▶ _What to do_: Your answer should be a single number: the count of lines in the material below that hold "screenshot".

▶ _Interface markup and scripts_:
========

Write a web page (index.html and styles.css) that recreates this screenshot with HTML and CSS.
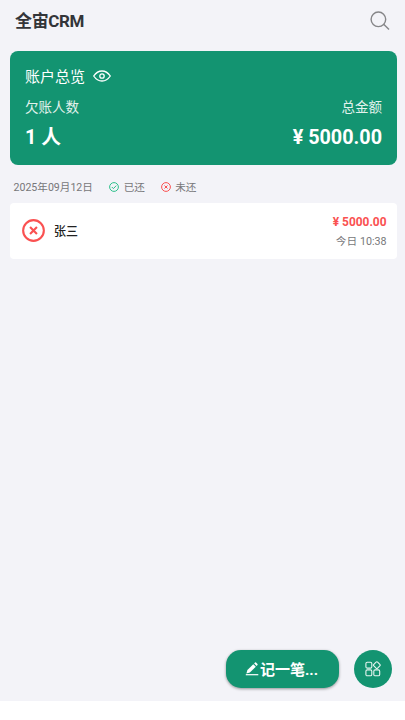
FILE: index.html
```html
<!DOCTYPE html>
<html lang="zh-CN">
<head>
<meta charset="utf-8">
<title>全宙CRM</title>
<link rel="stylesheet" href="styles.css">
</head>
<body>
<div class="app">
  <header class="header">
    <h1 class="title">全宙CRM</h1>
    <svg class="search" viewBox="0 0 20 20"><circle cx="8.4" cy="8.3" r="7.3"/><path d="M13.7 13.3l5.3 5.3"/></svg>
  </header>
  <section class="overview">
    <div class="overview-head">
      <span>账户总览</span>
      <svg class="eye" viewBox="0 0 18 12"><path d="M.7 6C3 2.6 5.700 1 9 1s6 1.600 8.300 5C15 9.400 12.300 11 9 11S3 9.400.7 6z"/><circle cx="9" cy="6" r="2.200"/></svg>
    </div>
    <div class="row labels"><span>欠账人数</span><span>总金额</span></div>
    <div class="row values"><span>1 人</span><span>¥ 5000.00</span></div>
  </section>
  <div class="legend">
    <span class="date">2025年09月12日</span>
    <svg class="mark paid" viewBox="0 0 10 10"><circle cx="5" cy="5" r="4.400"/><path d="M2.800 5l1.600 1.600 2.900-3"/></svg>
    <span class="paid-label">已还</span>
    <svg class="mark unpaid" viewBox="0 0 10 10"><circle cx="5" cy="5" r="4.400"/><path d="M3.500 3.500l3 3m0-3l-3 3"/></svg>
    <span>未还</span>
  </div>
  <article class="record">
    <svg class="status" viewBox="0 0 22 22"><circle cx="11" cy="11" r="9.900"/><path d="M7.700 7.700l6.600 6.600m0-6.600l-6.600 6.600"/></svg>
    <span class="name">张三</span>
    <div class="detail">
      <span class="amount">¥ 5000.00</span>
      <span class="time">今日 10:38</span>
    </div>
  </article>
  <footer class="actions">
    <button class="add">
      <svg class="pen" viewBox="0 0 14 14"><path class="line" d="M.8 12.700h12.500"/><path d="M1.400 11.500l1-3.500 5.900-5.800 2.500 2.500-5.900 5.800z"/><path d="M9.100 1.400l.9-.9q.5-.4 1 0l1.500 1.500q.4.500 0 1l-.9.900z"/></svg>
      <span>记一笔...</span>
    </button>
    <button class="menu" aria-label="菜单">
      <svg viewBox="0 0 16 16"><rect x=".9" y="1.200" width="5.900" height="5.900" rx="1.400"/><rect x=".9" y="8.900" width="5.900" height="5.900" rx="1.400"/><rect x="8.800" y="8.900" width="5.900" height="5.900" rx="1.400"/><rect x="9.200" y="1.500" width="5.300" height="5.300" rx="1.100" transform="rotate(45 11.850 4.150)"/></svg>
    </button>
  </footer>
</div>
</body>
</html>
```
FILE: styles.css
```css
* { box-sizing: border-box; }
body {
  margin: 0;
  background: #fff;
  font-family: Roboto, "Noto Sans CJK SC", sans-serif;
  color: #333;
}
svg { display: block; flex: none; fill: none; }
button { border: 0; padding: 0; font: inherit; color: #fff; background: #139471; }
.app {
  height: 701px;
  padding: 0 8px 0 10px;
  background: #f3f3f8;
  display: flex;
  flex-direction: column;
}
.header {
  height: 50px;
  padding: 0 7px 9px 5px;
  display: flex;
  align-items: center;
  justify-content: space-between;
}
.title { margin: 0; font-size: 17px; line-height: 24px; font-weight: 700; letter-spacing: -.35px; color: #333539; }
.search { width: 20px; height: 20px; stroke: #858588; stroke-width: 1.4; }
.overview {
  height: 114px;
  margin-top: .5px;
  padding: 13px 15px 0;
  border-radius: 8px;
  background: #139471;
  color: #fff;
}
.overview-head { display: flex; align-items: center; gap: 8px; height: 24px; font-size: 15px; }
.eye { width: 18px; height: 12px; margin-top: 1px; stroke: #fff; stroke-width: 1.3; }
.row { display: flex; justify-content: space-between; align-items: center; }
.labels { height: 24px; margin-top: 6px; font-size: 13.500px; color: #e2f2ed; }
.values { height: 28px; margin-top: 5px; font-size: 19.800px; font-weight: 700; }
.values span:first-child { margin-top: -2px; }
.values span:last-child { margin-top: 2px; }
.legend {
  height: 38px;
  padding: 6px 0 0 3.500px;
  display: flex;
  align-items: center;
  font-size: 10.600px;
  color: #77777a;
}
.mark { width: 10px; height: 10px; margin: 0 5px 0 15.800px; }
.paid { stroke: #2fc08c; }
.unpaid { margin-right: 4.500px; stroke: #fa5151; }
.record {
  height: 56px;
  margin-right: .5px;
  padding: 0 10px 0 12px;
  border-radius: 4px;
  background: #fff;
  display: flex;
  align-items: center;
}
.status { width: 23px; height: 23px; stroke: #fa5151; stroke-width: 2; }
.name { margin-left: 9px; font-size: 12px; color: #222; font-weight: 500; }
.detail { margin: 2px 0 0 auto; display: flex; flex-direction: column; align-items: flex-end; }
.amount { font-size: 11.900px; line-height: 19px; font-weight: 700; color: #fa5151; }
.time { font-size: 10.700px; line-height: 19px; color: #77777a; }
.actions {
  margin-top: auto;
  padding: 0 5px 13px 0;
  display: flex;
  justify-content: flex-end;
  gap: 15px;
}
.add {
  width: 113px;
  height: 38px;
  padding: 0 2px 1px 0;
  border-radius: 15px;
  box-shadow: 0 1px 3px rgba(0, 0, 0, .4);
  display: flex;
  align-items: center;
  justify-content: center;
  font-size: 15px;
  font-weight: 700;
}
.pen { width: 14px; height: 14px; fill: #fff; margin-right: 1px; }
.line { stroke: #fff; stroke-width: 1.2; }
.menu {
  width: 38px;
  height: 38px;
  border-radius: 50%;
  display: flex;
  align-items: center;
  justify-content: center;
}
.menu svg { width: 16px; height: 16px; stroke: #e8f5f1; stroke-width: 1.1; }
```
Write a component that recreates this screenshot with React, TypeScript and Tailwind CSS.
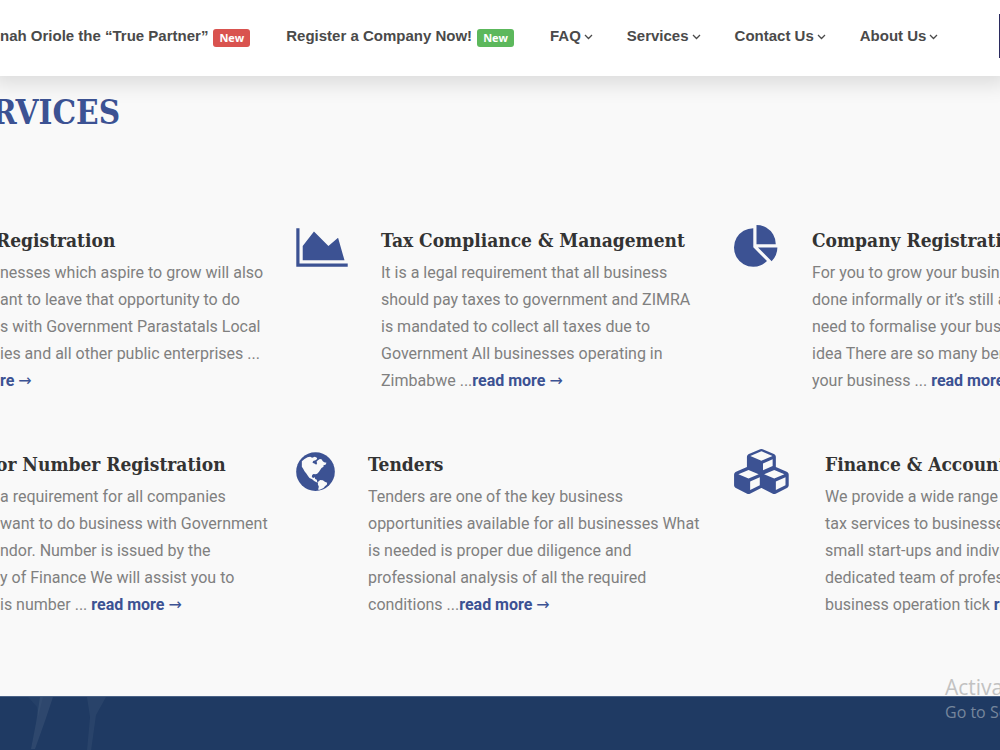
import type { ReactNode } from "react";
import clsx from "clsx";

type IconProps = { className?: string };

function AreaChartIcon({ className }: IconProps) {
  return (
    <svg viewBox="0 0 2048 1792" className={className} fill="currentColor" aria-hidden="true">
      <path d="M2048 1536v128h-2048v-1536h128v1408h1920zM1664 512l256 896h-1664v-576l448-576 576 576z" />
    </svg>
  );
}

function PieChartIcon({ className }: IconProps) {
  return (
    <svg viewBox="0 0 1792 1792" className={className} fill="currentColor" aria-hidden="true">
      <path d="M768 890l546 546q-106 108-247.5 168t-298.5 60q-209 0-385.5-103t-279.5-279.5-103-385.5 103-385.5 279.5-279.5 385.5-103v762zM955 896h773q0 157-60 298.5t-168 247.5zM1664 768h-768v-768q209 0 385.5 103t279.5 279.5 103 385.5z" />
    </svg>
  );
}

function GlobeIcon({ className }: IconProps) {
  return (
    <svg viewBox="0 0 116 135" className={className} aria-hidden="true">
      <circle cx="58" cy="68" r="58" fill="currentColor" />
      <path
        fill="#f9f9f9"
        d="M17 37l8-7 9-5 8-2 6 3 8-3 6 3 1 4-5 4-7 2-2 5 7 3 4 3 3-4-2-5 4-4 6-4 5 1 4 6 4 3 7 1-3 6-6 2 0 4-6 4-4 6-4 6-5 5-5 2-6-1-4 3-1 6 4 3 5-2 1 5 5 2 1 6 4 3-6-1-7-4-6-5-8-4-4-5-5-8-6-7-4-8-4-6 0-8z"
      />
      <path fill="#f9f9f9" d="M66 98l6-5 8 1 6 4 7 3-1 6-5 4-5 6-8 4-6 2-2-2 2-8-3-7z" />
    </svg>
  );
}

function CubesIcon({ className }: IconProps) {
  return (
    <svg viewBox="0 0 2304 1792" className={className} fill="currentColor" aria-hidden="true">
      <path d="M640 1632l384-192v-314l-384 164v342zM576 1178l404-173-404-173-404 173zM1664 1632l384-192v-314l-384 164v342zM1600 1178l404-173-404-173-404 173zM1152 843l384-165v-266l-384 164v267zM1088 464l441-189-441-189-441 189zM2176 1024v416q0 36-19 67t-52 47l-448 224q-25 14-57 14t-57-14l-448-224q-4-2-7-4-2 2-7 4l-448 224q-25 14-57 14t-57-14l-448-224q-33-16-52-47t-19-67v-416q0-38 21.5-70t56.5-48l434-186v-400q0-38 21.5-70t56.5-48l448-192q23-10 50-10t50 10l448 192q35 16 56.5 48t21.5 70v400l434 186q36 16 57 48t21 70z" />
    </svg>
  );
}

function ChevronIcon() {
  return (
    <svg viewBox="0 0 9 6" className="w-[9px] h-[6px]" fill="none" stroke="currentColor" strokeWidth="1.3" aria-hidden="true">
      <path d="M1 1l3.5 3.5L8 1" />
    </svg>
  );
}

const featuredLinks = [
  { label: "nah Oriole the “True Partner”", color: "red" },
  { label: "Register a Company Now!", color: "green" },
];

const menuLinks = ["FAQ", "Services", "Contact Us", "About Us"];

type Service = {
  title: string;
  lines: string[];
  last: string;
  link: string;
  icon?: ReactNode;
};

const services: Service[] = [
  {
    title: "Registration",
    lines: [
      "nesses which aspire to grow will also",
      "ant to leave that opportunity to do",
      "s with Government Parastatals Local",
      "ies and all other public enterprises ...",
    ],
    last: "",
    link: "re",
  },
  {
    title: "Tax Compliance & Management",
    lines: [
      "It is a legal requirement that all business",
      "should pay taxes to government and ZIMRA",
      "is mandated to collect all taxes due to",
      "Government All businesses operating in",
    ],
    last: "Zimbabwe ...",
    link: "read more",
    icon: <AreaChartIcon className="w-[52px] h-[45px]" />,
  },
  {
    title: "Company Registration",
    lines: [
      "For you to grow your business",
      "done informally or it’s still an",
      "need to formalise your business",
      "idea There are so many benefits",
    ],
    last: "your business ... ",
    link: "read more",
    icon: <PieChartIcon className="w-[45px] h-[45px]" />,
  },
  {
    title: "or Number Registration",
    lines: [
      "a requirement for all companies",
      "want to do business with Government",
      "ndor. Number is issued by the",
      "y of Finance We will assist you to",
    ],
    last: "is number ... ",
    link: "read more",
  },
  {
    title: "Tenders",
    lines: [
      "Tenders are one of the key business",
      "opportunities available for all businesses What",
      "is needed is proper due diligence and",
      "professional analysis of all the required",
    ],
    last: "conditions ...",
    link: "read more",
    icon: <GlobeIcon className="w-[39px] h-[45px]" />,
  },
  {
    title: "Finance & Accounting",
    lines: [
      "We provide a wide range of",
      "tax services to businesses",
      "small start-ups and individuals",
      "dedicated team of professionals",
    ],
    last: "business operation tick ",
    link: "read more",
    icon: <CubesIcon className="w-[58px] h-[45px]" />,
  },
];

function Header() {
  return (
    <header className="relative z-10 flex h-[76px] items-center justify-between bg-white shadow-[0_0_20px_8px_rgba(0,0,0,0.12)]">
      <nav className="flex items-center gap-9 whitespace-nowrap pb-[3px] font-['Liberation_Sans',Arial,sans-serif] text-[15px] font-bold text-[#4a4a4a]">
        {featuredLinks.map((item) => (
          <a key={item.label} href="#" className="flex items-center gap-[5px]">
            {item.label}
            <span
              className={clsx(
                "mt-[3px] rounded-[3px] px-[6px] font-['Open_Sans',sans-serif] text-[11px] leading-[18px] text-white",
                item.color === "red" ? "bg-[#d9534f]" : "bg-[#5cb85c]"
              )}
            >
              New
            </span>
          </a>
        ))}
        <div className="flex items-center gap-[34px]">
          {menuLinks.map((label) => (
            <a key={label} href="#" className="flex items-center gap-[3px]">
              {label}
              <ChevronIcon />
            </a>
          ))}
        </div>
      </nav>
      <button type="button" aria-label="Open menu" className="mb-1 h-[44px] w-px bg-[#2b2b5e]" />
    </header>
  );
}

function ServiceCard({ service }: { service: Service }) {
  return (
    <article className="flex items-start gap-[33px] whitespace-nowrap">
      {service.icon && <div className="shrink-0 text-[#3c5293]">{service.icon}</div>}
      <div>
        <h3
          className={clsx(
            "font-['Roboto_Slab','DejaVu_Serif_Condensed','DejaVu_Serif',serif] text-[19px] leading-[30px] font-bold text-[#333]",
            !service.icon && "-ml-1"
          )}
        >
          {service.title}
        </h3>
        <p className="mt-1 font-[Roboto,sans-serif] text-[16px] leading-[27px] text-[#808080]">
          {service.lines.map((line) => (
            <span key={line} className="block">
              {line}
            </span>
          ))}
          {service.last}
          <a href="#" className="font-bold text-[#3c5293]">
            {service.link} <span className="font-['DejaVu_Sans',sans-serif] leading-none font-normal">→</span>
          </a>
        </p>
      </div>
    </article>
  );
}

export default function App() {
  return (
    <div className="relative flex min-h-screen flex-col overflow-hidden bg-[#f9f9f9]">
      <Header />
      <main className="pb-[78px]">
        <h2 className="-ml-2 pt-[13px] font-['Roboto_Slab','DejaVu_Serif_Condensed','DejaVu_Serif',serif] text-[33px] leading-[48px] font-semibold text-[#3c5293]">
          RVICES
        </h2>
        <div className="mt-[88px] grid grid-cols-[minmax(0,296fr)_minmax(0,438fr)_minmax(0,266fr)] gap-y-[55px]">
          {services.map((service) => (
            <ServiceCard key={service.title} service={service} />
          ))}
        </div>
      </main>
      <footer className="flex-1 border-t border-[#4a6286] bg-[#1f3a63]">
        <svg viewBox="0 0 120 54" className="h-[54px] w-[120px]" fill="#8fa6b5" aria-hidden="true">
          <path opacity="0.13" d="M40 0h13l-8 24-10 28-4 0 5-26z" />
          <path opacity="0.06" d="M28 0l9 10 1 10 5-20z" />
          <path opacity="0.09" d="M87 0h19l-10 18-5 36h-4l3-34z" />
        </svg>
      </footer>
      <div className="absolute bottom-[27px] left-[945px] z-20 whitespace-nowrap font-['Open_Sans',sans-serif]">
        <p className="text-[21px] leading-[26px] text-[#c2c2c2]">Activate Windows</p>
        <p className="text-[16px] leading-[24px] text-[#76869c]">Go to Settings to activate Windows.</p>
      </div>
    </div>
  );
}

========

▶ _Solution to this problem_: 2